Presented live on stage at Hay Festival Winter Weekend. Limited in-person tickets are available for RSL Members on a first-come first-served basis. Log in to book a ticket or join here. Purchase in-person and online tickets and to Hay Festival Winter Weekend via the festival website from Wednesday 29 September.
‘I measure every grief I meet with narrow, probing, eyes
I wonder if it weighs like Mine – or has an Easier size.’
- Emily Dickinson
Led by Kit De Waal, this panel discussion featuring Alex Wheatle and Jack Underwood will explore our changed understanding of grief as we emerge from the pandemic and begin to measure its personal and collective impact.
Our panellists will discuss the grief of ‘what could have been’ as a loss equal to that of what once was; they will examine how the pandemic denied us the experiences that punctuate life, as well as those that mark the passing of loved ones; and they will reflect on the absence we experience at the loss of our lives as we knew them before.
Drawing on personal experience, the panel will celebrate literature’s power to help us make sense of the world, provide perspective, and enable us to envision different versions of our reality.
Kit de Waal, born to an Irish mother and Caribbean father, was brought up among the Irish community of Birmingham in the ‘60's and ‘70's. Her debut novel, My Name Is Leon, was an international bestseller, shortlisted for the Costa First Novel Award, longlisted for the Desmond Elliott Prize and won the Kerry Group Irish Novel of the Year Award for 2017. Her second novel, The Trick to Time, was longlisted for the Women's Prize and her Young Adult novel, Becoming Dinah, was longlisted for the Carnegie CILIP Award 2020. She also crowdfunded and edited an anthology of working-class memoirs, Common People, which was published in 2018. Kit was named the FutureBook Person of the Year in 2019. Her latest publication, Supporting Cast, a collection of short stories, was published in 2020.
Jack Underwood is a poet, writer and critic.
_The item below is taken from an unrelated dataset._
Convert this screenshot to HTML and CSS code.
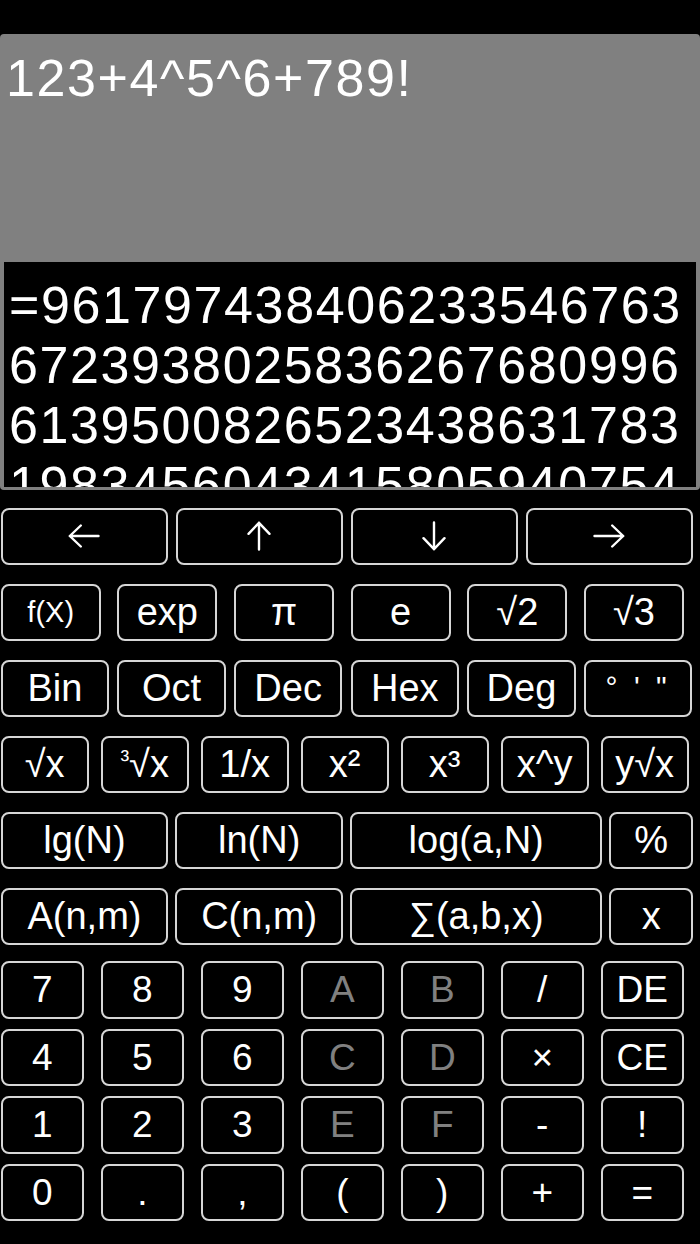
FILE: index.html
```html
<!DOCTYPE html>
<html lang="en">
<head>
<meta charset="utf-8">
<title>Calculator</title>
<link rel="stylesheet" href="styles.css">
</head>
<body>
<div class="app">
  <div class="display">
    <div class="input">123+4^5^6+789!</div>
    <div class="result">
      <div class="line">=961797438406233546763</div>
      <div class="line">6723938025836267680996</div>
      <div class="line">6139500826523438631783</div>
      <div class="line">1983456043415805940754</div>
    </div>
  </div>

  <div class="keys keys-upper">
    <div class="row row-arrows">
      <button class="key" aria-label="left"><svg class="arrow-h" viewBox="0 0 32 24"><path d="M30.5 12H1.8M12.8 1.5L1.8 12L12.8 22.5"/></svg></button>
      <button class="key" aria-label="up"><svg class="arrow-v" viewBox="0 0 24 30"><path d="M12 28.5V1.8M1.5 12.8L12 1.8L22.5 12.8"/></svg></button>
      <button class="key" aria-label="down"><svg class="arrow-v" viewBox="0 0 24 30"><path d="M12 1.5V28.2M1.5 17.2L12 28.2L22.5 17.2"/></svg></button>
      <button class="key" aria-label="right"><svg class="arrow-h" viewBox="0 0 32 24"><path d="M1.5 12H30.2M19.2 1.5L30.2 12L19.2 22.5"/></svg></button>
    </div>
    <div class="row row-six-narrow">
      <button class="key small">f(X)</button>
      <button class="key">exp</button>
      <button class="key">π</button>
      <button class="key">e</button>
      <button class="key">√2</button>
      <button class="key">√3</button>
    </div>
    <div class="row row-six-wide">
      <button class="key">Bin</button>
      <button class="key">Oct</button>
      <button class="key">Dec</button>
      <button class="key">Hex</button>
      <button class="key">Deg</button>
      <button class="key tiny"><span class="marks">°&nbsp;'&nbsp;"</span></button>
    </div>
    <div class="row row-seven-mid">
      <button class="key">√x</button>
      <button class="key"><span class="lbl"><span class="idx">³</span>√x</span></button>
      <button class="key">1/x</button>
      <button class="key">x²</button>
      <button class="key">x³</button>
      <button class="key">x^y</button>
      <button class="key">y√x</button>
    </div>
    <div class="row row-four">
      <button class="key">lg(N)</button>
      <button class="key">ln(N)</button>
      <button class="key">log(a,N)</button>
      <button class="key">%</button>
    </div>
    <div class="row row-four">
      <button class="key">A(n,m)</button>
      <button class="key">C(n,m)</button>
      <button class="key">∑(a,b,x)</button>
      <button class="key">x</button>
    </div>
  </div>

  <div class="keys keys-lower">
    <div class="row row-digits">
      <button class="key num">7</button>
      <button class="key num">8</button>
      <button class="key num">9</button>
      <button class="key num hex">A</button>
      <button class="key num hex">B</button>
      <button class="key num">/</button>
      <button class="key num">DE</button>
    </div>
    <div class="row row-digits">
      <button class="key num">4</button>
      <button class="key num">5</button>
      <button class="key num">6</button>
      <button class="key num hex">C</button>
      <button class="key num hex">D</button>
      <button class="key num">×</button>
      <button class="key num">CE</button>
    </div>
    <div class="row row-digits">
      <button class="key num">1</button>
      <button class="key num">2</button>
      <button class="key num">3</button>
      <button class="key num hex">E</button>
      <button class="key num hex">F</button>
      <button class="key num">-</button>
      <button class="key num">!</button>
    </div>
    <div class="row row-digits">
      <button class="key num">0</button>
      <button class="key num">.</button>
      <button class="key num">,</button>
      <button class="key num">(</button>
      <button class="key num">)</button>
      <button class="key num">+</button>
      <button class="key num">=</button>
    </div>
  </div>
</div>
</body>
</html>
```
FILE: styles.css
```css
html, body {
  margin: 0;
  padding: 0;
  background: #000;
}

body {
  width: 700px;
  height: 1244px;
  overflow: hidden;
  font-family: "Liberation Sans", "DejaVu Sans", sans-serif;
  color: #fff;
}

.app {
  padding-top: 34px;
}

.display {
  background: #808080;
  border-radius: 4px;
  padding: 0 4px 3px 4px;
}

.input {
  box-sizing: border-box;
  height: 228px;
  padding: 15px 0 0 2px;
  font-size: 52px;
  line-height: 58px;
  letter-spacing: 1.6px;
  color: #fff;
  white-space: nowrap;
}

.result {
  box-sizing: border-box;
  height: 225px;
  background: #000;
  overflow: hidden;
  padding: 13.3px 0 0 5px;
  font-size: 52px;
  line-height: 60px;
  letter-spacing: 1.6px;
  white-space: nowrap;
}

.keys {
  display: flex;
  flex-direction: column;
}

.keys-upper {
  margin-top: 17.5px;
  gap: 18.5px;
}

.keys-lower {
  margin-top: 16px;
  gap: 10px;
}

.row {
  display: grid;
  padding-left: 0.7px;
}

.row-arrows {
  grid-template-columns: repeat(4, 167.5px);
  column-gap: 7.5px;
}

.row-six-narrow {
  grid-template-columns: repeat(6, 100px);
  column-gap: 16.67px;
}

.row-six-wide {
  grid-template-columns: repeat(6, 108.3px);
  column-gap: 8.37px;
}

.row-seven-mid {
  grid-template-columns: repeat(7, 88px);
  column-gap: 12px;
}

.row-four {
  grid-template-columns: 167.5px 168px 252px 84px;
  column-gap: 7px;
}

.row-digits {
  grid-template-columns: repeat(7, 83.3px);
  column-gap: 16.7px;
}

.key {
  box-sizing: border-box;
  height: 57.5px;
  margin: 0;
  padding: 0;
  border: 2px solid #d6d6d6;
  border-radius: 8px;
  background: #000;
  color: #fff;
  display: flex;
  align-items: center;
  justify-content: center;
  font-family: "Liberation Sans", "DejaVu Sans", sans-serif;
  font-size: 38px;
  line-height: 1;
  white-space: nowrap;
}

.key.small {
  font-size: 29px;
}

.key.num {
  font-size: 37px;
}

.key.hex {
  color: #808080;
}

.marks {
  display: inline-block;
  font-size: 30px;
  letter-spacing: 4px;
  transform: translateY(-1px);
}

.idx {
  font-size: 26px;
  vertical-align: 9px;
  margin-right: 0;
}

.arrow-h {
  width: 32px;
  height: 24px;
  fill: none;
  stroke: #fff;
  stroke-width: 2.4;
  stroke-linecap: round;
  stroke-linejoin: round;
}

.arrow-v {
  width: 24px;
  height: 30px;
  fill: none;
  stroke: #fff;
  stroke-width: 2.4;
  stroke-linecap: round;
  stroke-linejoin: round;
}
```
His debut collection of poems, Happiness, was published by Faber in 2015 and won the Somerset Maugham Award. He is the recipient of an Eric Gregory Award and a draft of Not Even This was shortlisted for the Arts Foundation's award for Creative Non-fiction in 2017. His work has appeared in The Poetry Review, Poetry London, Five Dials, The New Statesman, the Observer, TLS, Poetry, The White Review and Tate etc., as well as internationally and in translation. He is a Senior Lecturer in English and Creative Writing at Goldsmiths College.
Alex Wheatle MBE is a YA novelist, poet and playwright. Alex’s first novel, Brixton Rock, was published to critical acclaim in 1999. Five more novels, East of Acre Lane, The Seven Sisters, Island Songs, Checkers and The Dirty South followed, all highly praised. He is Creative Writing Lecturer in Children & Young Adult fiction at Manchester Metropolitan University. Alex was awarded an MBE for services to literature in 2008. Alex's life story featured in Alex Wheatle, the fourth BBC film in the Steve McQueen anthology Small Axe.
Unfortunately, Salena Godden will no longer be chairing this event due to a scheduling issue.